[Exercise] Leave out any pictures and transcribe all other data below exactly.

[Supplied material]
— BEGIN —
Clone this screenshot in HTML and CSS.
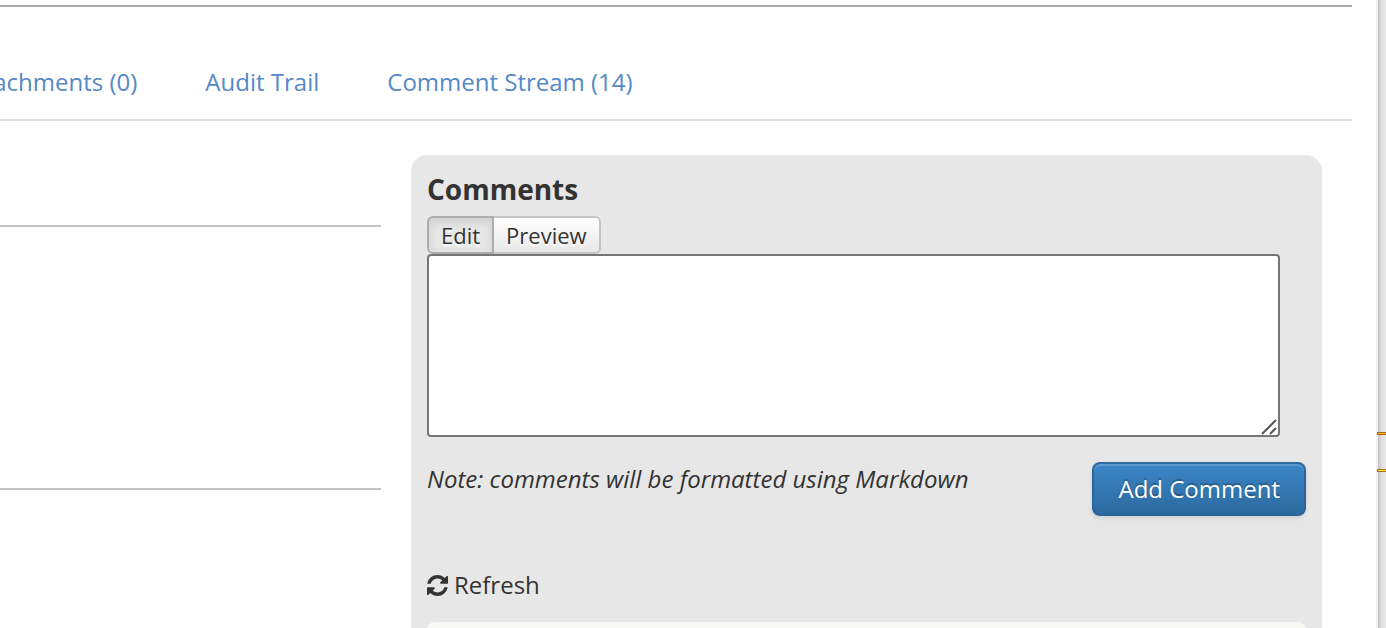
FILE: index.html
```html
<!DOCTYPE html>
<html lang="en">
<head>
<meta charset="utf-8">
<title>Comments</title>
<link rel="stylesheet" href="styles.css">
</head>
<body>
<div class="page">
  <main class="main">
    <nav class="tabs">
      <a class="tab" href="#attachments">Attachments (0)</a>
      <a class="tab" href="#audit">Audit Trail</a>
      <a class="tab" href="#stream">Comment Stream (14)</a>
    </nav>
    <div class="columns">
      <div class="details">
        <hr class="rule">
        <hr class="rule">
      </div>
      <section class="comments">
        <h2 class="title"><label for="comment">Comments</label></h2>
        <div class="modes">
          <button class="mode active" type="button">Edit</button>
          <button class="mode" type="button">Preview</button>
        </div>
        <div class="editor">
          <textarea class="field" id="comment"></textarea>
          <svg class="grip" viewBox="0 0 16 16" aria-hidden="true"><path d="M1 15 15 1M9 15l6-6"/></svg>
        </div>
        <div class="actions">
          <em class="note">Note: comments will be formatted using Markdown</em>
          <button class="submit" type="button">Add Comment</button>
        </div>
        <button class="refresh" type="button">
          <svg class="refresh-icon" viewBox="0 0 1536 1536" aria-hidden="true"><path d="M1511 928q0 5-1 7-64 268-268 434.5t-478 166.5q-146 0-282.5-55t-243.5-157l-129 129q-19 19-45 19t-45-19-19-45v-448q0-26 19-45t45-19h448q26 0 45 19t19 45-19 45l-137 137q71 66 161 102t187 36q134 0 250-65t186-179q11-17 53-117 8-23 30-23h192q13 0 22.500 9.500t9.500 22.500zm25-800v448q0 26-19 45t-45 19h-448q-26 0-45-19t-19-45 19-45l138-138q-148-137-349-137-134 0-250 65t-186 179q-11 17-53 117-8 23-30 23h-199q-13 0-22.500-9.500t-9.500-22.500v-7q65-268 270-434.500t480-166.500q146 0 284 55.500t245 156.500l130-129q19-19 45-19t45 19 19 45z"/></svg>
          <span>Refresh</span>
        </button>
        <div class="entry"></div>
      </section>
    </div>
  </main>
  <div class="track">
    <span class="mark mark-orange"></span>
    <span class="mark"></span>
  </div>
</div>
</body>
</html>
```
FILE: styles.css
```css
* { box-sizing: border-box; }
body {
  margin: 0;
  background: #fff;
  color: #333;
  font: 24px/36px "Open Sans", "Noto Sans", sans-serif;
}
button { font: inherit; color: inherit; cursor: pointer; }
.page {
  display: flex;
  height: 100vh;
  overflow: hidden;
}
.main {
  flex: 1;
  min-width: 0;
  padding: 5px 24px 0 0;
}
.tabs {
  display: flex;
  gap: 68px;
  margin-left: -39px;
  padding: 57px 0 19px;
  border-top: 2px solid #a9a9a9;
  border-bottom: 2px solid #ddd;
}
.tab {
  color: #5589c7;
  text-decoration: none;
  white-space: nowrap;
}
.columns {
  display: flex;
  gap: 30px;
  padding: 34px 30px 0 0;
}
.details {
  flex: 0 0 381px;
  padding-top: 70px;
}
.rule {
  height: 2px;
  margin: 0 0 261px;
  border: 0;
  background: #c2c2c2;
}
.comments {
  flex: 1;
  min-width: 0;
  padding: 16px 16px 0;
  border-radius: 16px;
  background: #e7e7e7;
}
.title {
  margin: 0 0 9px;
  font-size: 28px;
  line-height: 36px;
}
.modes { display: flex; }
.mode {
  height: 38px;
  padding: 0 12px;
  border: 2px solid #c4c4c4;
  border-left: 0;
  border-radius: 0 6px 6px 0;
  background: linear-gradient(#fff, #e8e8e8);
  font-size: 22px;
  line-height: 34px;
  text-shadow: 0 2px 2px #fff;
}
.mode.active {
  border: 2px solid #acacac;
  border-radius: 6px 0 0 6px;
  background: #e6e6e6;
  box-shadow: inset 0 4px 8px rgba(0, 0, 0, .1);
}
.editor {
  position: relative;
  margin-right: 26px;
}
.field {
  display: block;
  width: 100%;
  height: 183px;
  padding: 8px;
  border: 2px solid #767676;
  border-radius: 4px;
  background: #fff;
  font: inherit;
  resize: none;
  outline: 0;
}
.grip {
  position: absolute;
  right: 3px;
  bottom: 2px;
  width: 16px;
  height: 16px;
  fill: none;
  stroke: #555;
  stroke-width: 2;
}
.actions {
  display: flex;
  justify-content: space-between;
  align-items: flex-start;
  margin-top: 25px;
}
.note { line-height: 34px; }
.submit {
  height: 54px;
  padding: 0 24px;
  border: 2px solid #2b669a;
  border-top-color: #2d6ca2;
  border-radius: 8px;
  background: linear-gradient(#3b86c8, #2d6a9f);
  box-shadow: inset 0 2px 0 rgba(255, 255, 255, .17), 0 2px 4px rgba(0, 0, 0, .1);
  color: #fff;
  text-shadow: 0 -2px 1px rgba(0, 0, 0, .25);
}
.refresh {
  display: flex;
  align-items: center;
  gap: 6px;
  margin: 51px 0 19px;
  padding: 0;
  border: 0;
  background: none;
}
.refresh-icon {
  width: 21px;
  height: 21px;
  fill: #333;
}
.entry {
  height: 120px;
  border-radius: 8px;
  background: #f8f8f4;
}
.track {
  flex: 0 0 10px;
  padding: 432px 0 0 1px;
  background: linear-gradient(90deg, #f0f0f0 2px, #bcbcbc 2px, #d2d2d2 4px, #e1e1e1 6px, #e7e7e7 9px);
}
.mark {
  display: block;
  height: 3px;
  margin-bottom: 34px;
  border: 1px solid #a77020;
  border-right: 0;
  background: #ffe32e;
}
.mark-orange {
  border-color: #b85f18;
  background: #ffbd35;
}
```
— END —
[Task output]
Clone this screenshot in HTML and CSS.
FILE: index.html
```html
<!DOCTYPE html>
<html lang="en">
<head>
<meta charset="utf-8">
<title>Comments</title>
<link rel="stylesheet" href="styles.css">
</head>
<body>
<div class="page">
  <main class="main">
    <nav class="tabs">
      <a class="tab" href="#attachments">Attachments (0)</a>
      <a class="tab" href="#audit">Audit Trail</a>
      <a class="tab" href="#stream">Comment Stream (14)</a>
    </nav>
    <div class="columns">
      <div class="details">
        <hr class="rule">
        <hr class="rule">
      </div>
      <section class="comments">
        <h2 class="title"><label for="comment">Comments</label></h2>
        <div class="modes">
          <button class="mode active" type="button">Edit</button>
          <button class="mode" type="button">Preview</button>
        </div>
        <div class="editor">
          <textarea class="field" id="comment"></textarea>
          <svg class="grip" viewBox="0 0 16 16" aria-hidden="true"><path d="M1 15 15 1M9 15l6-6"/></svg>
        </div>
        <div class="actions">
          <em class="note">Note: comments will be formatted using Markdown</em>
          <button class="submit" type="button">Add Comment</button>
        </div>
        <button class="refresh" type="button">
          <svg class="refresh-icon" viewBox="0 0 1536 1536" aria-hidden="true"><path d="M1511 928q0 5-1 7-64 268-268 434.5t-478 166.5q-146 0-282.5-55t-243.5-157l-129 129q-19 19-45 19t-45-19-19-45v-448q0-26 19-45t45-19h448q26 0 45 19t19 45-19 45l-137 137q71 66 161 102t187 36q134 0 250-65t186-179q11-17 53-117 8-23 30-23h192q13 0 22.500 9.500t9.500 22.500zm25-800v448q0 26-19 45t-45 19h-448q-26 0-45-19t-19-45 19-45l138-138q-148-137-349-137-134 0-250 65t-186 179q-11 17-53 117-8 23-30 23h-199q-13 0-22.500-9.500t-9.500-22.500v-7q65-268 270-434.500t480-166.500q146 0 284 55.500t245 156.500l130-129q19-19 45-19t45 19 19 45z"/></svg>
          <span>Refresh</span>
        </button>
        <div class="entry"></div>
      </section>
    </div>
  </main>
  <div class="track">
    <span class="mark mark-orange"></span>
    <span class="mark"></span>
  </div>
</div>
</body>
</html>
```
FILE: styles.css
```css
* { box-sizing: border-box; }
body {
  margin: 0;
  background: #fff;
  color: #333;
  font: 24px/36px "Open Sans", "Noto Sans", sans-serif;
}
button { font: inherit; color: inherit; cursor: pointer; }
.page {
  display: flex;
  height: 100vh;
  overflow: hidden;
}
.main {
  flex: 1;
  min-width: 0;
  padding: 5px 24px 0 0;
}
.tabs {
  display: flex;
  gap: 68px;
  margin-left: -39px;
  padding: 57px 0 19px;
  border-top: 2px solid #a9a9a9;
  border-bottom: 2px solid #ddd;
}
.tab {
  color: #5589c7;
  text-decoration: none;
  white-space: nowrap;
}
.columns {
  display: flex;
  gap: 30px;
  padding: 34px 30px 0 0;
}
.details {
  flex: 0 0 381px;
  padding-top: 70px;
}
.rule {
  height: 2px;
  margin: 0 0 261px;
  border: 0;
  background: #c2c2c2;
}
.comments {
  flex: 1;
  min-width: 0;
  padding: 16px 16px 0;
  border-radius: 16px;
  background: #e7e7e7;
}
.title {
  margin: 0 0 9px;
  font-size: 28px;
  line-height: 36px;
}
.modes { display: flex; }
.mode {
  height: 38px;
  padding: 0 12px;
  border: 2px solid #c4c4c4;
  border-left: 0;
  border-radius: 0 6px 6px 0;
  background: linear-gradient(#fff, #e8e8e8);
  font-size: 22px;
  line-height: 34px;
  text-shadow: 0 2px 2px #fff;
}
.mode.active {
  border: 2px solid #acacac;
  border-radius: 6px 0 0 6px;
  background: #e6e6e6;
  box-shadow: inset 0 4px 8px rgba(0, 0, 0, .1);
}
.editor {
  position: relative;
  margin-right: 26px;
}
.field {
  display: block;
  width: 100%;
  height: 183px;
  padding: 8px;
  border: 2px solid #767676;
  border-radius: 4px;
  background: #fff;
  font: inherit;
  resize: none;
  outline: 0;
}
.grip {
  position: absolute;
  right: 3px;
  bottom: 2px;
  width: 16px;
  height: 16px;
  fill: none;
  stroke: #555;
  stroke-width: 2;
}
.actions {
  display: flex;
  justify-content: space-between;
  align-items: flex-start;
  margin-top: 25px;
}
.note { line-height: 34px; }
.submit {
  height: 54px;
  padding: 0 24px;
  border: 2px solid #2b669a;
  border-top-color: #2d6ca2;
  border-radius: 8px;
  background: linear-gradient(#3b86c8, #2d6a9f);
  box-shadow: inset 0 2px 0 rgba(255, 255, 255, .17), 0 2px 4px rgba(0, 0, 0, .1);
  color: #fff;
  text-shadow: 0 -2px 1px rgba(0, 0, 0, .25);
}
.refresh {
  display: flex;
  align-items: center;
  gap: 6px;
  margin: 51px 0 19px;
  padding: 0;
  border: 0;
  background: none;
}
.refresh-icon {
  width: 21px;
  height: 21px;
  fill: #333;
}
.entry {
  height: 120px;
  border-radius: 8px;
  background: #f8f8f4;
}
.track {
  flex: 0 0 10px;
  padding: 432px 0 0 1px;
  background: linear-gradient(90deg, #f0f0f0 2px, #bcbcbc 2px, #d2d2d2 4px, #e1e1e1 6px, #e7e7e7 9px);
}
.mark {
  display: block;
  height: 3px;
  margin-bottom: 34px;
  border: 1px solid #a77020;
  border-right: 0;
  background: #ffe32e;
}
.mark-orange {
  border-color: #b85f18;
  background: #ffbd35;
}
```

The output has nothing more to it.